Forget the U.K.: What happens here if the IRS loses our data?
Could the loss of data from the huge Internal Revenue Service master files cause a financial meltdown in this country? That’s what some experts are pondering as the U.K. mops up the mess left in the wake of the disappearance of two password-protected CDs containing the country’s entire database of child benefit recipients — 25 million people. The breach, which happened when a third-party delivery company lost the discs, affected four out of 10 people in the U.K., the largest relative segment of a country’s population involved in a privacy violation ever publicly disclosed.
The data loss happened in October, but wasn’t widely reported until Nov. 20, and news coverage of the event was overshadowed in the U.S. by Thanksgiving week events.
A loss of that scale could have taken place within the IRS, “and we don’t know about it,” says Gartner Inc. analyst and longtime World Bank executive Avivah Litan. Over the last several years, potentially hundreds of laptops containing sensitive information have disappeared at the IRS, according to an audit reported earlier this year by the Treasury Inspector General for Tax Administration.

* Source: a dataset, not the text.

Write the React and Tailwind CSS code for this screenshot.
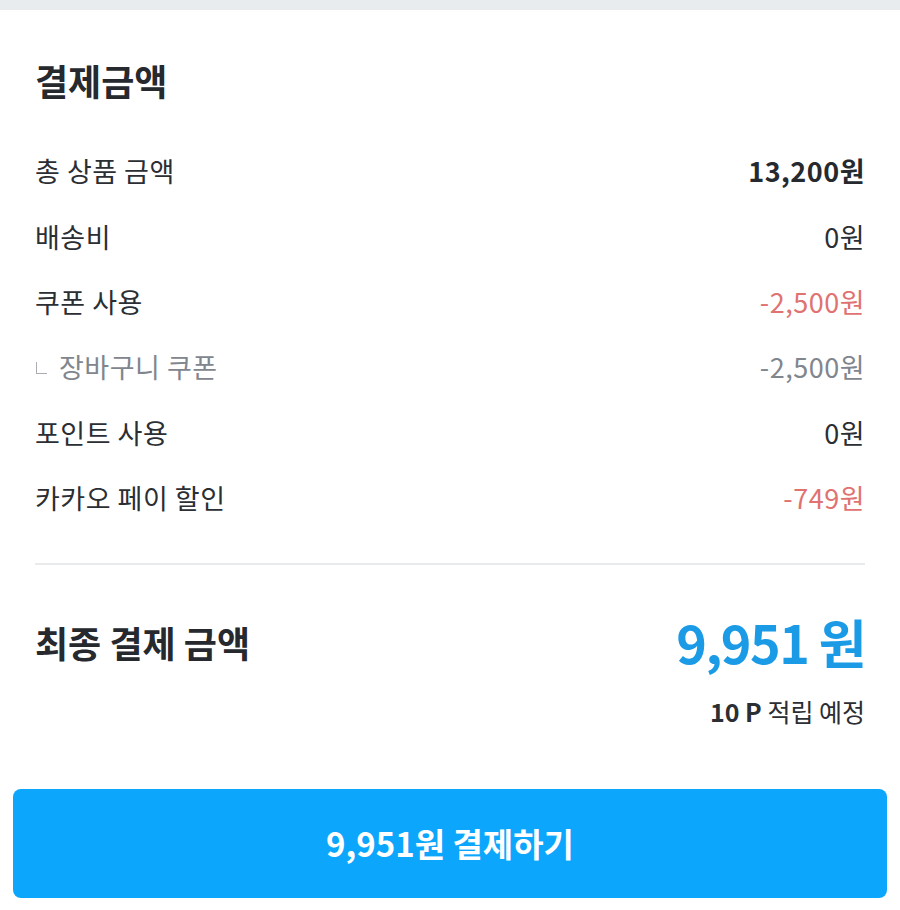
import React from "react";

const rows = [
  { label: "총 상품 금액", value: "13,200원", tone: "bold" },
  { label: "배송비", value: "0원" },
  { label: "쿠폰 사용", value: "-2,500원", tone: "red" },
  { label: "장바구니 쿠폰", value: "-2,500원", tone: "sub" },
  { label: "포인트 사용", value: "0원" },
  { label: "카카오 페이 할인", value: "-749원", tone: "red" },
];

function Row({ label, value, tone }) {
  const labelClass =
    tone === "sub" ? "text-[#7f868e]" : "text-[#2b2e33]";
  const valueClass =
    tone === "bold"
      ? "text-[#26292e] font-bold"
      : tone === "red"
      ? "text-[#e07272]"
      : tone === "sub"
      ? "text-[#7f868e]"
      : "text-[#2b2e33]";

  return (
    <div className="flex h-[65.3px] items-center justify-between text-[27px] tracking-[0.5px]">
      <div className={`flex items-center ${labelClass}`}>
        {tone === "sub" && (
          <span className="mr-[12px] ml-[1px] inline-block h-[12px] w-[11px] border-b border-l border-[#a8adb3]" />
        )}
        {label}
      </div>
      <div className={valueClass}>{value}</div>
    </div>
  );
}

export default function App() {
  return (
    <div
      className="min-h-screen bg-white"
      style={{ fontFamily: '"Noto Sans CJK KR", "Noto Sans", sans-serif' }}
    >
      <div className="h-[10px] bg-[#e9ecef]" />

      <div className="px-[35px]">
        <h2 className="pt-[48px] text-[36px] font-bold leading-[44px] text-[#26292e]">
          결제금액
        </h2>

        <div className="mt-[37px]">
          {rows.map((row) => (
            <Row key={row.label} {...row} />
          ))}
        </div>

        <div className="mt-[32px] h-[2px] bg-[#e8eaec]" />

        <div className="mt-[42px] flex h-[70px] items-center justify-between">
          <div className="text-[36px] font-bold text-[#26292e]">최종 결제 금액</div>
          <div className="text-[52px] font-bold leading-none tracking-[-1.5px] text-[#1b9be6]">
            9,951 원
          </div>
        </div>

        <div className="mt-[19px] text-right text-[25px] leading-[30px] text-[#2b2e33]">
          <span className="font-bold">10 P</span> 적립 예정
        </div>
      </div>

      <div className="mx-[13px] mt-[63px]">
        <button className="flex h-[109px] w-full items-center justify-center rounded-[8px] bg-[#0ca6fd] text-[33px] font-bold text-white">
          9,951원 결제하기
        </button>
      </div>
    </div>
  );
}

Like the U.K.’s HM Revenue & Customs office, the IRS maintains not just names, addresses, Social Security numbers and other personal information for individuals, but also banking details for use in direct deposit of tax refunds. Of the 128 million individual tax returns filed in the 2007 filing season, 46% requested direct deposit refunds. Likewise, the bulk of the $2 trillion processed by the agency in a year are collected via automated banking. That translates to a lot of personal and banking details maintained by the IRS.

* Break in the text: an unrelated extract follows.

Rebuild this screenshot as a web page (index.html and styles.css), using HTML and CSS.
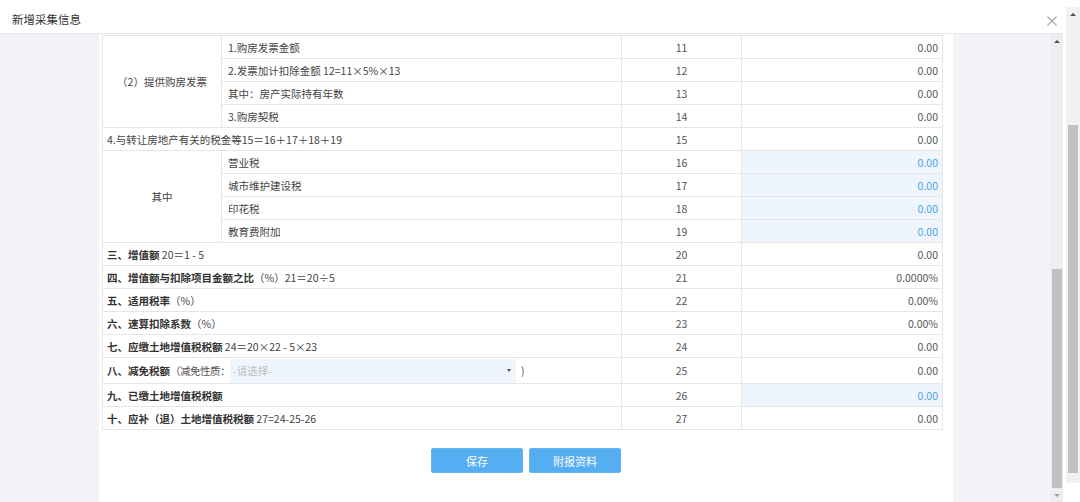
FILE: index.html
```html
<!DOCTYPE html>
<html lang="zh-CN">
<head>
<meta charset="utf-8">
<title>新增采集信息</title>
<link rel="stylesheet" href="styles.css">
</head>
<body>
<div class="page">
  <div class="dialog">
    <div class="dlg-head">
      <span class="dlg-title">新增采集信息</span>
      <span class="dlg-close"><svg width="10" height="10" viewBox="0 0 10 10"><path d="M0.5 0.5L9.5 9.5M9.5 0.5L0.5 9.5" stroke="#a8a8a8" stroke-width="1.1" fill="none"/></svg></span>
    </div>
    <div class="dlg-body">
      <div class="side-l"></div>
      <div class="panel">
        <table class="grid">
          <colgroup><col class="c1"><col class="c2"><col class="c3"><col class="c4"></colgroup>
          <tbody>
            <tr><td rowspan="4" class="center">（2）提供购房发票</td><td class="lbl">1.购房发票金额</td><td class="num">11</td><td class="val">0.00</td></tr>
            <tr><td class="lbl">2.发票加计扣除金额 12=11×5%×13</td><td class="num">12</td><td class="val">0.00</td></tr>
            <tr><td class="lbl">其中：房产实际持有年数</td><td class="num">13</td><td class="val">0.00</td></tr>
            <tr><td class="lbl">3.购房契税</td><td class="num">14</td><td class="val">0.00</td></tr>
            <tr><td colspan="2" class="lbl wide">4.与转让房地产有关的税金等15＝16＋17＋18＋19</td><td class="num">15</td><td class="val">0.00</td></tr>
            <tr><td rowspan="4" class="center">其中</td><td class="lbl">营业税</td><td class="num">16</td><td class="val edit">0.00</td></tr>
            <tr><td class="lbl">城市维护建设税</td><td class="num">17</td><td class="val edit">0.00</td></tr>
            <tr><td class="lbl">印花税</td><td class="num">18</td><td class="val edit">0.00</td></tr>
            <tr><td class="lbl">教育费附加</td><td class="num">19</td><td class="val edit">0.00</td></tr>
            <tr><td colspan="2" class="lbl wide"><b>三、增值额</b> 20＝1 - 5</td><td class="num">20</td><td class="val">0.00</td></tr>
            <tr><td colspan="2" class="lbl wide"><b>四、增值额与扣除项目金额之比</b>（%）21＝20÷5</td><td class="num">21</td><td class="val">0.0000%</td></tr>
            <tr><td colspan="2" class="lbl wide"><b>五、适用税率</b>（%）</td><td class="num">22</td><td class="val">0.00%</td></tr>
            <tr><td colspan="2" class="lbl wide"><b>六、速算扣除系数</b>（%）</td><td class="num">23</td><td class="val">0.00%</td></tr>
            <tr><td colspan="2" class="lbl wide"><b>七、应缴土地增值税税额</b> 24＝20×22 - 5×23</td><td class="num">24</td><td class="val">0.00</td></tr>
            <tr class="tall"><td colspan="2" class="lbl wide"><div class="sel-line"><b>八、减免税额</b><span class="note">（减免性质：</span><span class="select"><span class="ph">-请选择-</span><span class="caret"></span></span><span class="close-paren">)</span></div></td><td class="num">25</td><td class="val">0.00</td></tr>
            <tr><td colspan="2" class="lbl wide"><b>九、已缴土地增值税税额</b></td><td class="num">26</td><td class="val edit">0.00</td></tr>
            <tr><td colspan="2" class="lbl wide"><b>十、应补（退）土地增值税税额</b> 27=24-25-26</td><td class="num">27</td><td class="val">0.00</td></tr>
          </tbody>
        </table>
        <div class="actions">
          <button class="btn">保存</button>
          <button class="btn">附报资料</button>
        </div>
      </div>
      <div class="side-r"></div>
      <div class="sb inner">
        <div class="sb-btn"><span class="tri-up"></span></div>
        <div class="sb-space"></div>
        <div class="sb-thumb"></div>
        <div class="sb-btn"><span class="tri-down"></span></div>
      </div>
    </div>
  </div>
  <div class="sb outer">
    <div class="sb-btn"><span class="tri-up"></span></div>
    <div class="sb-space"></div>
    <div class="sb-thumb"></div>
    <div class="sb-end"></div>
  </div>
</div>
</body>
</html>
```
FILE: styles.css
```css
* { box-sizing: border-box; }
html, body { margin: 0; padding: 0; }
body {
  width: 1080px;
  height: 502px;
  overflow: hidden;
  background: #fff;
  font-family: "Noto Sans CJK SC", "Noto Sans", sans-serif;
  color: #333;
}
.page { display: flex; height: 502px; }
.dialog { width: 1063px; display: flex; flex-direction: column; }
.dlg-head {
  height: 34px;
  flex: none;
  display: flex;
  align-items: center;
  justify-content: space-between;
  padding: 4px 6px 0 12px;
  border-bottom: 1px solid #e8e9ed;
}
.dlg-title { font-size: 11.5px; color: #333; }
.dlg-close { display: flex; margin-top: 4px; }
.dlg-body { flex: 1; display: flex; background: #f2f3f7; min-height: 0; }
.side-l { width: 99px; flex: none; }
.side-r { flex: 1; }
.panel { width: 854px; flex: none; background: #fff; padding-top: 1px; }
.grid {
  margin-left: 3px;
  width: 840px;
  border-collapse: collapse;
  table-layout: fixed;
  font-size: 10.5px;
}
.c1 { width: 119px; }
.c2 { width: 400px; }
.c3 { width: 120px; }
.c4 { width: 201px; }
.grid td {
  border: 1px solid #e6e6e6;
  height: 23px;
  padding: 0 4px;
  line-height: 21px;
  white-space: nowrap;
  color: #444;
}
.grid tr.tall td { height: 26px; }
.grid td.lbl { padding-left: 6px; }
.grid td.wide { padding-left: 4px; }
.grid td b { font-weight: 700; color: #333; }
.grid td.center { text-align: center; }
.grid td.num { text-align: center; color: #555; }
.grid td.val { text-align: right; color: #555; }
.grid td.val.edit { background: #eef5fd; color: #4ca3e4; }
.sel-line { display: flex; align-items: center; }
.note { color: #555; letter-spacing: -0.5px; }
.select {
  width: 286px;
  height: 24px;
  margin-left: 0;
  background: #eef5fd;
  display: flex;
  align-items: center;
  justify-content: space-between;
  padding: 0 5px 0 3px;
}
.ph { color: #bdbdbd; }
.caret {
  width: 0; height: 0;
  border-left: 2.5px solid transparent;
  border-right: 2.5px solid transparent;
  border-top: 3px solid #555;
}
.close-paren { margin-left: 5px; color: #555; }
.actions {
  display: flex;
  justify-content: center;
  gap: 6px;
  margin-top: 18px;
}
.btn {
  width: 92px;
  height: 25px;
  background: #55adf2;
  border: 1px solid #66b6f4;
  border-radius: 2px;
  color: #fff;
  font-family: "Noto Sans CJK SC", "Noto Sans", sans-serif;
  font-size: 11px;
  padding: 0;
}
.sb { display: flex; flex-direction: column; flex: none; }
.sb.inner { width: 13px; background: #eceef1; }
.sb.outer { width: 14px; margin-left: 3px; margin-top: 7px; height: 476px; background: #f1f1f1; }
.sb-btn { height: 14px; display: flex; align-items: center; justify-content: center; flex: none; }
.sb-space { flex: 1; }
.sb-end { height: 10px; flex: none; }
.sb.inner .sb-thumb { height: 219px; width: 10px; margin-left: 2px; background: #c1c1c1; flex: none; }
.sb.outer .sb-thumb { height: 348px; width: 10px; margin-left: 2px; background: #c1c1c1; flex: none; }
.tri-up {
  width: 0; height: 0;
  border-left: 3px solid transparent;
  border-right: 3px solid transparent;
  border-bottom: 3px solid #505050;
}
.tri-down {
  width: 0; height: 0;
  border-left: 3px solid transparent;
  border-right: 3px solid transparent;
  border-top: 3px solid #a0a0a0;
}
```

Litan says that overall the government has been the “most behind as a sector” in the area of data protection — “certainly behind the financial services sector.” In fact, she points out, most agencies are late in submitting project plans for how they’ll protect personally identifiable information, as mandated by a 2007 memorandum issued by the Office of Management and Budget.
“It’s not that proscriptive yet,” she says.